By Dava Stewart
There are various points in the trajectory of your career when you will need someone to offer guidance. Soon after graduation, opening a new practice and during growth periods are all times that most DCs find that they need advice.
For most people, figuring out where to turn for advice can be difficult. Perhaps the simplest, most straightforward action is to hire someone; but, you have a different relationship with a person you are paying for advice than you do with someone who freely offers it. One is a consultant, while the other is a mentor.
Successful practitioners often turn to both consultants and mentors throughout their careers. Just as there are books, apps, equipment, tools and materials that can help your practice serve your patients, consultants and mentors are important resources. A clear understanding of the role of each may help you know which you need and when you need them.
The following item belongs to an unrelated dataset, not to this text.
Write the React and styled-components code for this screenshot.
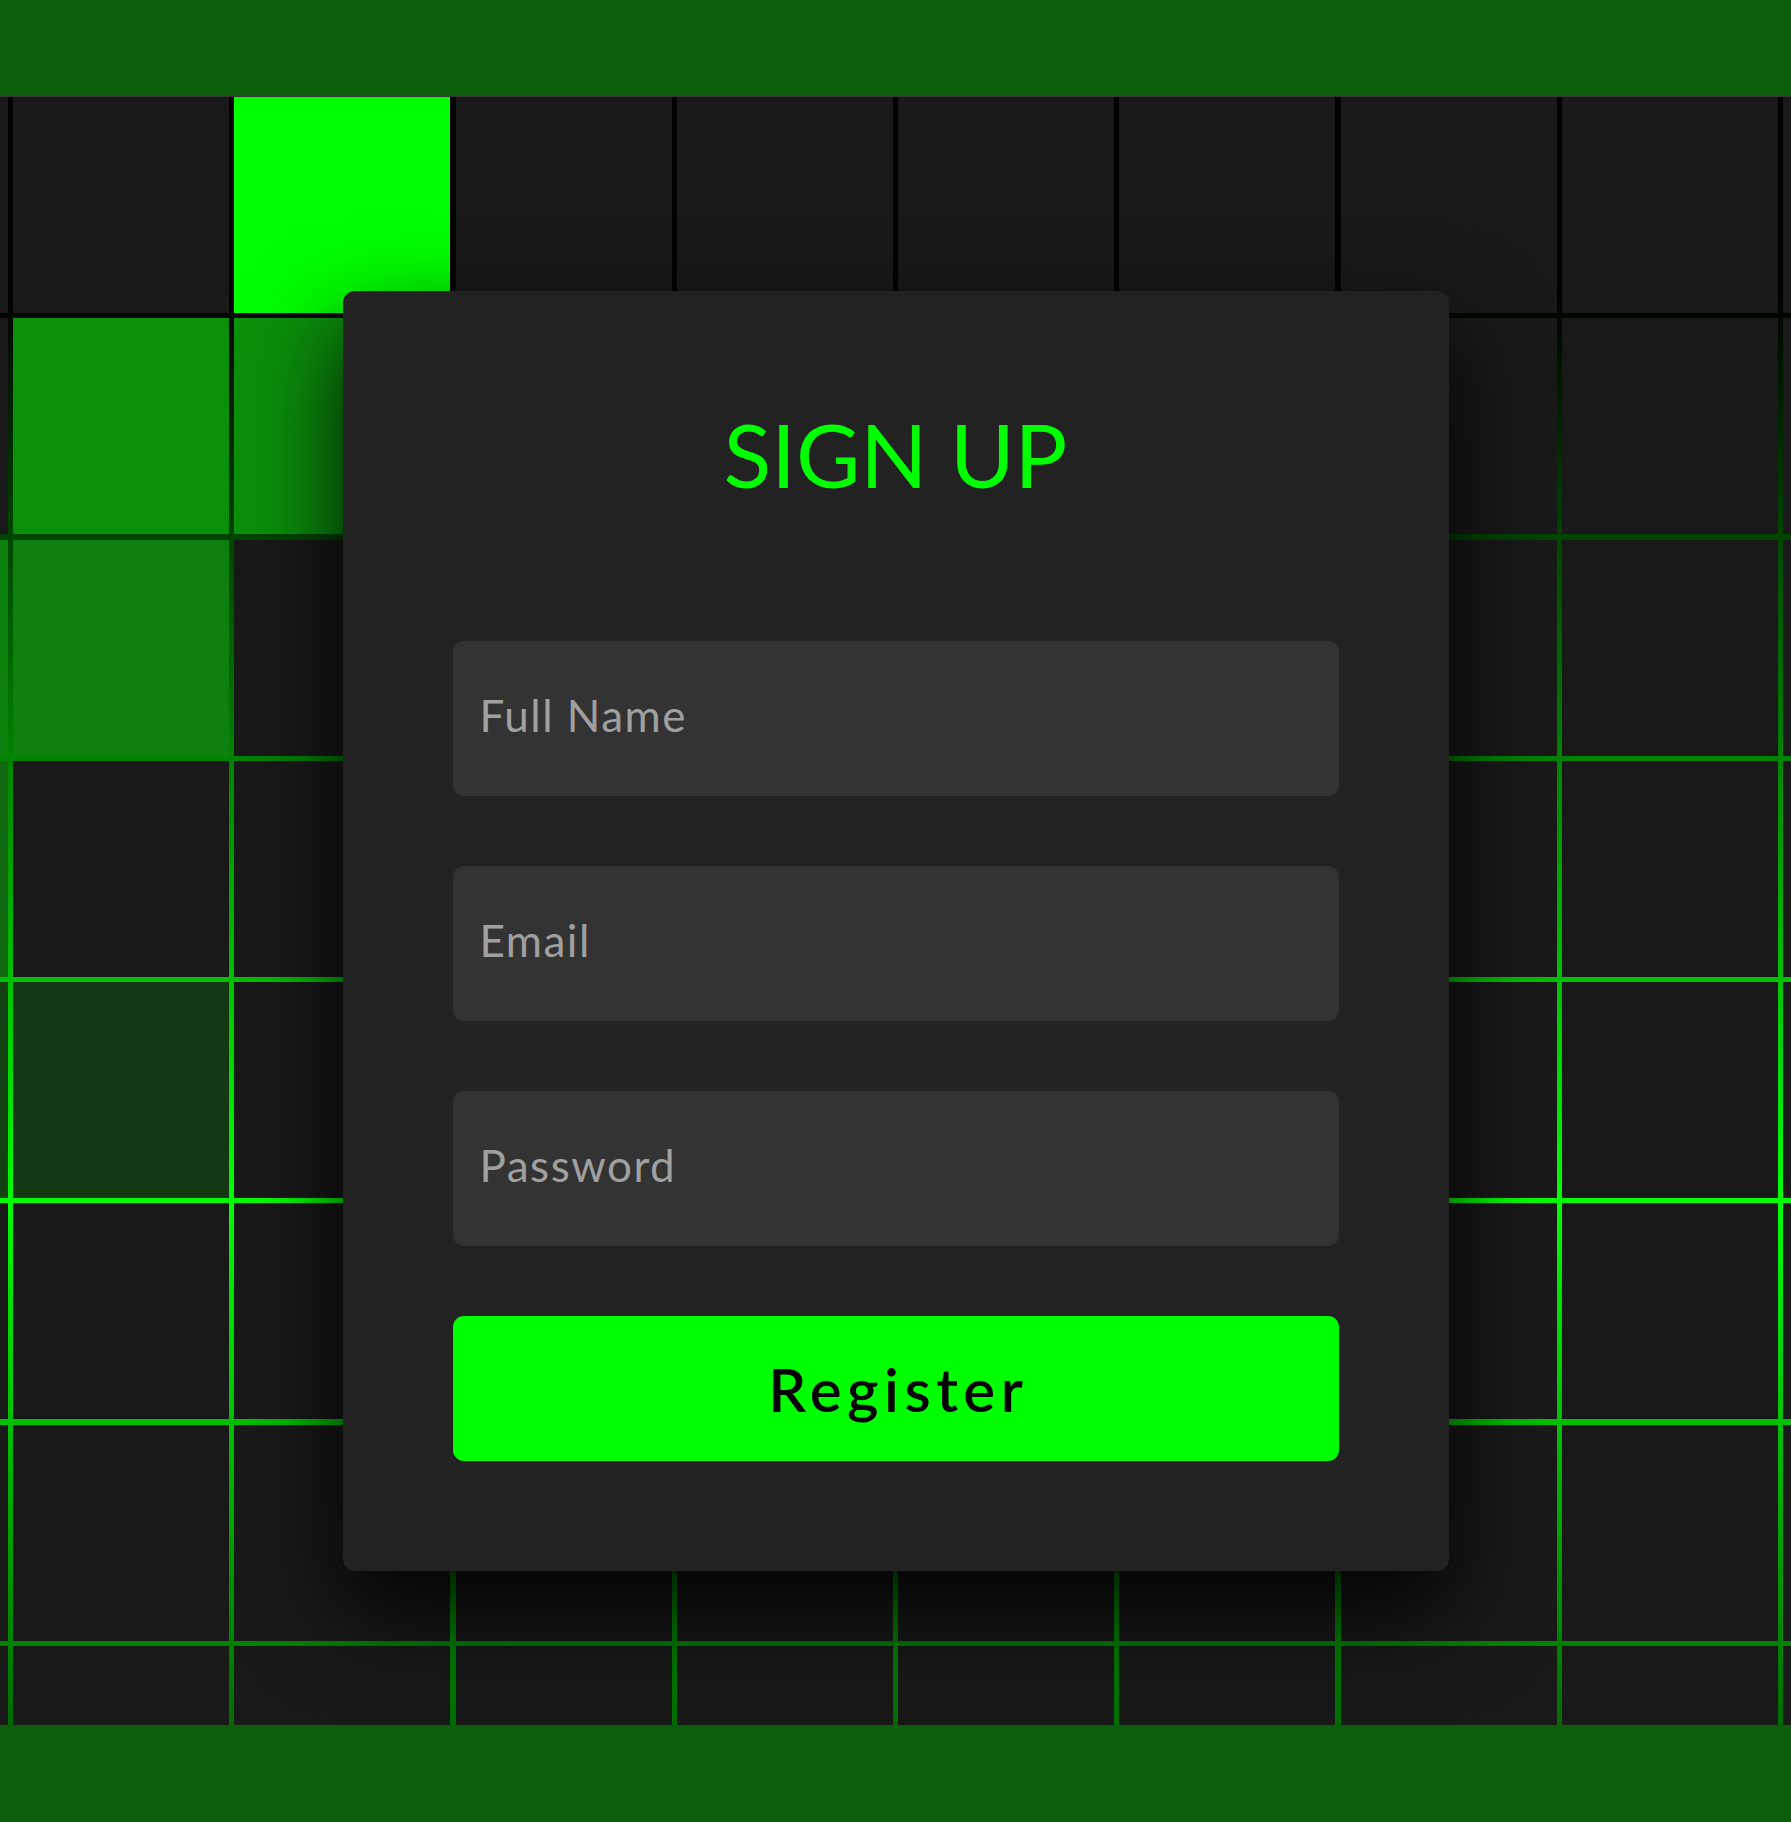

A consultant is in the business of offering advice for a fee. When you hire a consultant, you are paying for expertise, experience and guidance.
There are times when a consultant is critical. For example, if you are planning to purchase an electronic health records (EHR) system, you have a series of decisions to make. A consultant can help you break the entire process down into steps so that you can evaluate, test and decide on the best product for your practice.
There are many types of consultants, and they are experts in various areas. A professional organizer is a consultant with specific expertise, as is an accountant. Your relationship with a consultant will be professional and likely tightly focused on one area of your career or practice. It is usually fairly easy to find consultants because they work hard to make sure they are visible to potential clients.
Mentors, on the other hand, are unpaid, and offer a much broader type of advice. They can also be more difficult to find because the mentor-mentee relationship often evolves organically. Although many people equate the need for a mentor with inexperience, having a mentor is helpful at many stages of your career.
A good mentor will be someone who is successful and also a few years ahead of you. If you opened your practice five years ago, you will want a mentor who has been operating successfully for 10-15 years. If you want to move from patient care to education, you’ll want to find a mentor who made that transition successfully and is doing the work you want to do.
Mentors help mentees think about things from a different perspective. Using the example of purchasing a new EHR system, a mentor is likely to help you see how such a large purchase can fit into the context of your business overall, rather than looking at only one part of it.
The relationship between you and your mentor is far more likely to have an element of personal friendship than that between you and a consultant you hire.
One final difference is that mentors are often in it for the long term. Many mentor-mentee relationships last for years, whereas a consultant is usually hired for a specific period of time.
Studies of successful people in a variety of industries have shown that having a mentor can make a difference in the overall shape of a career. Seeking a mentor may seem like a daunting task, but it is well worth the effort.